TASK TO CARRY OUT | Word for word, give the material below again, minus any images.

DATA PROVIDED |
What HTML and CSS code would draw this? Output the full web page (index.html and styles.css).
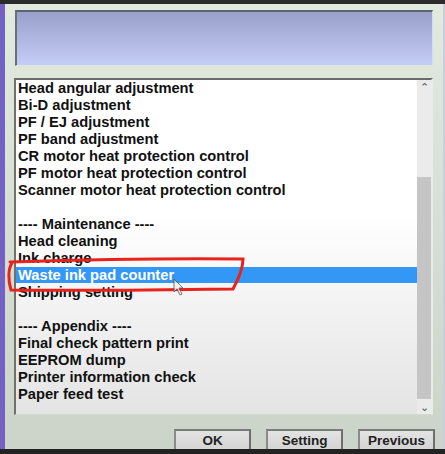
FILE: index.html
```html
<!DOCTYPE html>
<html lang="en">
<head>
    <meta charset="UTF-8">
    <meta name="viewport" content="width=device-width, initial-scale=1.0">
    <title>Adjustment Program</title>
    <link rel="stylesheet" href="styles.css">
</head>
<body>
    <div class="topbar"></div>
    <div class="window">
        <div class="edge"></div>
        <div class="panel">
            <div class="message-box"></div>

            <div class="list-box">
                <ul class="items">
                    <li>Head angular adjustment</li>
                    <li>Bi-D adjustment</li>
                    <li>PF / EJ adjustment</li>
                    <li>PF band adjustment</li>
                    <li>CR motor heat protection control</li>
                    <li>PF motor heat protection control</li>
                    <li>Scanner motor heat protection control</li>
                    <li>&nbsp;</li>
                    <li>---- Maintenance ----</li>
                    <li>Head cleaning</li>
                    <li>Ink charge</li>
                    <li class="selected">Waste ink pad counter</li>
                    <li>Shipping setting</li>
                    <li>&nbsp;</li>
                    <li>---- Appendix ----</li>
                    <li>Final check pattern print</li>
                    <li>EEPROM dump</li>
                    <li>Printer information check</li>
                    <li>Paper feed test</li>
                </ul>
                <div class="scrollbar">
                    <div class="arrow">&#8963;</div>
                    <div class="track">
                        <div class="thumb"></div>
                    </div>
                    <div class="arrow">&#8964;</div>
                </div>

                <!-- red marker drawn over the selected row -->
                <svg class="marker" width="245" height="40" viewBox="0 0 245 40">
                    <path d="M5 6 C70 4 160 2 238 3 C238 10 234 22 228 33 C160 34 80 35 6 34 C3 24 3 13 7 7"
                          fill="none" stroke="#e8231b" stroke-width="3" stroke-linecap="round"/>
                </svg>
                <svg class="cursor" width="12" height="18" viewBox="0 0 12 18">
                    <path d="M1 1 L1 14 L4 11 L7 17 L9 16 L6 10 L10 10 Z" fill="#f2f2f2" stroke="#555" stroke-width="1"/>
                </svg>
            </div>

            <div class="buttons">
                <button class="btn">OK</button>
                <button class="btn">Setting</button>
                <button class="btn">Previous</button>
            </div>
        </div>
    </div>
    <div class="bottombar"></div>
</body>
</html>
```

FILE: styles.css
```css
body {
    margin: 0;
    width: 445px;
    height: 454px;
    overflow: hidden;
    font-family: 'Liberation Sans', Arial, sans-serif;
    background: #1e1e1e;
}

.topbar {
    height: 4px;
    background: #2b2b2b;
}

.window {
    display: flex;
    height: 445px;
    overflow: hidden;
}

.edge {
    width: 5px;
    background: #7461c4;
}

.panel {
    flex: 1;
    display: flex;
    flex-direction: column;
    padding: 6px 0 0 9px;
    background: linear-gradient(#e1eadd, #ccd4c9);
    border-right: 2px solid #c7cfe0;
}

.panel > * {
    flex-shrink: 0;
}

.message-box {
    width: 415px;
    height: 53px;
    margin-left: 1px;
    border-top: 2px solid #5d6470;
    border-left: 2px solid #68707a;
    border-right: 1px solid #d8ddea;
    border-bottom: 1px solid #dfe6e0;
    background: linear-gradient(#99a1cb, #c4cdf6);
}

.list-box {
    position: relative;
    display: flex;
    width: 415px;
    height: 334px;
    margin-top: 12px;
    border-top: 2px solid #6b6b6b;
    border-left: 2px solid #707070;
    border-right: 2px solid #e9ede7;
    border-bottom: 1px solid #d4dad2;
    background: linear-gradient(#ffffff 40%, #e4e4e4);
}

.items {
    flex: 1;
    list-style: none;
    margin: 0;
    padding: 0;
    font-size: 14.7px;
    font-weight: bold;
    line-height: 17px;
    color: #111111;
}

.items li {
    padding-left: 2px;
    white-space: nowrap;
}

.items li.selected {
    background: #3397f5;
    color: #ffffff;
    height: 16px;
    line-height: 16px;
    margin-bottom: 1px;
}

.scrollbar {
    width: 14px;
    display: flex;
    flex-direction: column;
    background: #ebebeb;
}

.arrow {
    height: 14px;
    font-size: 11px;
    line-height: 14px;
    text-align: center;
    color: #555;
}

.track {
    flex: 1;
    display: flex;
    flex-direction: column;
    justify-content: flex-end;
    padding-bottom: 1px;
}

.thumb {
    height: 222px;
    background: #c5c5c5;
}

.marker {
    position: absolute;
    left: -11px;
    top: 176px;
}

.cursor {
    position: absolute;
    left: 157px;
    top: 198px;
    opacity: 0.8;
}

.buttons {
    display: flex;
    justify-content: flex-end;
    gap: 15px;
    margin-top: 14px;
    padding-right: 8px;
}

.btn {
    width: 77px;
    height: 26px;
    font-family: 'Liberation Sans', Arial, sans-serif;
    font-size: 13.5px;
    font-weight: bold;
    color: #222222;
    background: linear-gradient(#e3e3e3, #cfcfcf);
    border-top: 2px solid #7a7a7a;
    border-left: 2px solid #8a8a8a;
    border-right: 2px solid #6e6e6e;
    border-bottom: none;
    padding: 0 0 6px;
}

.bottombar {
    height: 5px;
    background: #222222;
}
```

RESPONSE TO THE EXERCISE |
What HTML and CSS code would draw this? Output the full web page (index.html and styles.css).
FILE: index.html
```html
<!DOCTYPE html>
<html lang="en">
<head>
    <meta charset="UTF-8">
    <meta name="viewport" content="width=device-width, initial-scale=1.0">
    <title>Adjustment Program</title>
    <link rel="stylesheet" href="styles.css">
</head>
<body>
    <div class="topbar"></div>
    <div class="window">
        <div class="edge"></div>
        <div class="panel">
            <div class="message-box"></div>

            <div class="list-box">
                <ul class="items">
                    <li>Head angular adjustment</li>
                    <li>Bi-D adjustment</li>
                    <li>PF / EJ adjustment</li>
                    <li>PF band adjustment</li>
                    <li>CR motor heat protection control</li>
                    <li>PF motor heat protection control</li>
                    <li>Scanner motor heat protection control</li>
                    <li>&nbsp;</li>
                    <li>---- Maintenance ----</li>
                    <li>Head cleaning</li>
                    <li>Ink charge</li>
                    <li class="selected">Waste ink pad counter</li>
                    <li>Shipping setting</li>
                    <li>&nbsp;</li>
                    <li>---- Appendix ----</li>
                    <li>Final check pattern print</li>
                    <li>EEPROM dump</li>
                    <li>Printer information check</li>
                    <li>Paper feed test</li>
                </ul>
                <div class="scrollbar">
                    <div class="arrow">&#8963;</div>
                    <div class="track">
                        <div class="thumb"></div>
                    </div>
                    <div class="arrow">&#8964;</div>
                </div>

                <!-- red marker drawn over the selected row -->
                <svg class="marker" width="245" height="40" viewBox="0 0 245 40">
                    <path d="M5 6 C70 4 160 2 238 3 C238 10 234 22 228 33 C160 34 80 35 6 34 C3 24 3 13 7 7"
                          fill="none" stroke="#e8231b" stroke-width="3" stroke-linecap="round"/>
                </svg>
                <svg class="cursor" width="12" height="18" viewBox="0 0 12 18">
                    <path d="M1 1 L1 14 L4 11 L7 17 L9 16 L6 10 L10 10 Z" fill="#f2f2f2" stroke="#555" stroke-width="1"/>
                </svg>
            </div>

            <div class="buttons">
                <button class="btn">OK</button>
                <button class="btn">Setting</button>
                <button class="btn">Previous</button>
            </div>
        </div>
    </div>
    <div class="bottombar"></div>
</body>
</html>
```

FILE: styles.css
```css
body {
    margin: 0;
    width: 445px;
    height: 454px;
    overflow: hidden;
    font-family: 'Liberation Sans', Arial, sans-serif;
    background: #1e1e1e;
}

.topbar {
    height: 4px;
    background: #2b2b2b;
}

.window {
    display: flex;
    height: 445px;
    overflow: hidden;
}

.edge {
    width: 5px;
    background: #7461c4;
}

.panel {
    flex: 1;
    display: flex;
    flex-direction: column;
    padding: 6px 0 0 9px;
    background: linear-gradient(#e1eadd, #ccd4c9);
    border-right: 2px solid #c7cfe0;
}

.panel > * {
    flex-shrink: 0;
}

.message-box {
    width: 415px;
    height: 53px;
    margin-left: 1px;
    border-top: 2px solid #5d6470;
    border-left: 2px solid #68707a;
    border-right: 1px solid #d8ddea;
    border-bottom: 1px solid #dfe6e0;
    background: linear-gradient(#99a1cb, #c4cdf6);
}

.list-box {
    position: relative;
    display: flex;
    width: 415px;
    height: 334px;
    margin-top: 12px;
    border-top: 2px solid #6b6b6b;
    border-left: 2px solid #707070;
    border-right: 2px solid #e9ede7;
    border-bottom: 1px solid #d4dad2;
    background: linear-gradient(#ffffff 40%, #e4e4e4);
}

.items {
    flex: 1;
    list-style: none;
    margin: 0;
    padding: 0;
    font-size: 14.7px;
    font-weight: bold;
    line-height: 17px;
    color: #111111;
}

.items li {
    padding-left: 2px;
    white-space: nowrap;
}

.items li.selected {
    background: #3397f5;
    color: #ffffff;
    height: 16px;
    line-height: 16px;
    margin-bottom: 1px;
}

.scrollbar {
    width: 14px;
    display: flex;
    flex-direction: column;
    background: #ebebeb;
}

.arrow {
    height: 14px;
    font-size: 11px;
    line-height: 14px;
    text-align: center;
    color: #555;
}

.track {
    flex: 1;
    display: flex;
    flex-direction: column;
    justify-content: flex-end;
    padding-bottom: 1px;
}

.thumb {
    height: 222px;
    background: #c5c5c5;
}

.marker {
    position: absolute;
    left: -11px;
    top: 176px;
}

.cursor {
    position: absolute;
    left: 157px;
    top: 198px;
    opacity: 0.8;
}

.buttons {
    display: flex;
    justify-content: flex-end;
    gap: 15px;
    margin-top: 14px;
    padding-right: 8px;
}

.btn {
    width: 77px;
    height: 26px;
    font-family: 'Liberation Sans', Arial, sans-serif;
    font-size: 13.5px;
    font-weight: bold;
    color: #222222;
    background: linear-gradient(#e3e3e3, #cfcfcf);
    border-top: 2px solid #7a7a7a;
    border-left: 2px solid #8a8a8a;
    border-right: 2px solid #6e6e6e;
    border-bottom: none;
    padding: 0 0 6px;
}

.bottombar {
    height: 5px;
    background: #222222;
}
```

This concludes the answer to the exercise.